Some Lucky Law Student Ended Up With Sir Mix-A-Lot's Old Phone Number
Seattle Times- The first text came not long after Jonathan Nichols got his new phone. “Check this guy out,” it said, with a link to a YouTube video of a guy making beats out of a synthesizer. It was good, Nichols thought, but couldn’t have been meant for him. He was a law student at Seattle University who had just switched to a local number to prepare for the job search ahead. “That’s pretty cool,” Nichols, 33, texted back. “But you clearly have the wrong number.”
Then he started getting phone calls from luxury-car dealerships — Ferrari, Lamborghini, Jaguar — all asking if a Mr. Anthony Ray would like to come out to the dealership and take one or two of their cars for a spin. “I’d love to,” Nichols would tell the very polite salespeople. “But I think you have the wrong guy. I’m a broke law student.”
Then he started getting pictures of women in bikinis in various states of raunchy repose. So many that Nichols told the sender, “You need to stop.” Finally came the day in August when Nichols was at a softball tournament and his phone started “blowing up off the hook.” Photos of women with lips pursed. Texts that said “Love you,” and “Happy Birthday.” A photo of a bottle of “Big Bottom” whiskey. More women. More lips and kisses. And one telltale reference to the 1992 rap hit “Baby Got Back.”
No way, Nichols thought. After the tournament, he and his friends Googled Seattle hip-hop legend Sir Mix-A-Lot. His real name? Anthony Ray. His birthday? Aug. 12. That very day. “That’s when it all made sense,” Nichols, 33, said one recent afternoon. The phone number he had picked out at the Verizon store just because it was easy to remember had a previous owner no one could forget: Sir Mix-A-Lot, the man behind “Baby Got Back,” “Posse on Broadway” and founder of Rhyme Cartel Records.
“Are you serious?” Mix said when I called him — on his new number — to tell him about Nichols. “That is hilarious. Poor fella.” What would he have told Nichols before the technological torch was passed? “Don’t check any text messages in front of your wife,” Mix advised. “That would be the first thing. And don’t answer any texts by saying ‘Yes,’ because people take ‘Yes’ differently with me. And usually you end up opening your wallet.”
Man am I jealous of this kid. He has been given a lottery ticket in life. Okay, maybe not a lottery ticket but a decent scratch off ticket winner for $100 or so. Because having the old phone number of a rapper must be pretty awesome. I mean Kanye’s phone number would be infinitely more entertaining to have these days, but at least Sir Mix-A-Lot is still getting pics from girls. And getting a bunch of sexts from random floozies is the American dream. House, white picket fence, 2 kids, a dog, and a litany of messages from bikini-clad chicks in sexy poses that could melt your phone. Sure calls from auto dealers and stuff is annoying, but we all get flooded with telemarketers. I even have some asshole that apparently doesn’t give his phone number’s area code to people, so they mistakenly call my fancy 914 number instead of his ghetto 917 number. I knew I should have looked to see if 1-900-MIXALOT was available when I upgraded to the iPhone 6s.

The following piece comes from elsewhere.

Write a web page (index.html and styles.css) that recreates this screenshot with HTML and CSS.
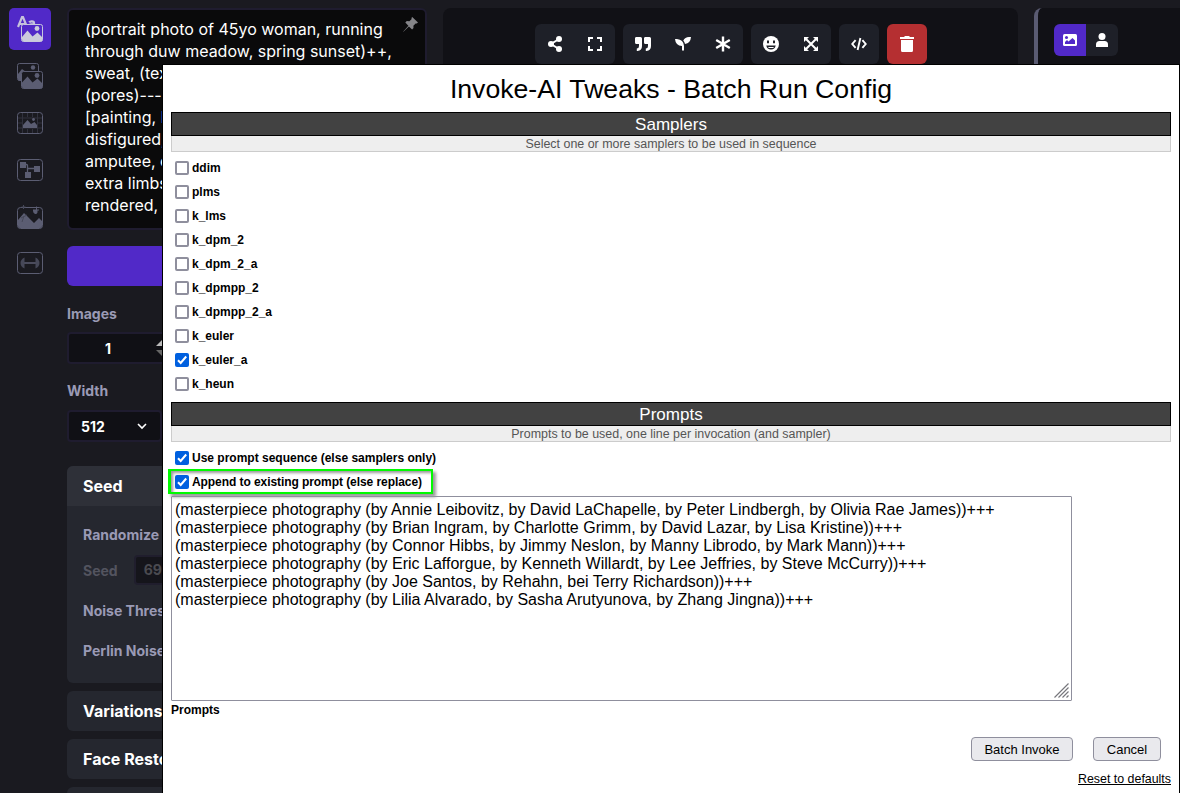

Semi-related story. When I was a freshman in college, I had a random girl call my room and start talking dirty to me, which led to basically phone sex. And by basically phone sex I mean she talked dirty for like two minutes and I was done. I got a few more calls out of the blue for the rest of the semester and every time it was awesome. Now did my excitement crash when other guys in the dorm said it was probably a dude that sounded like a chick? Kinda. But I imagine I had unknowingly dealt with much worse in my old cyber days in AOL chat rooms and it was still a nice little treat out of the blue. So this kid should feel blessed that this phone number and these random texting chicks (that are definitely chicks and not dudes) fell from the heavens and into his lap.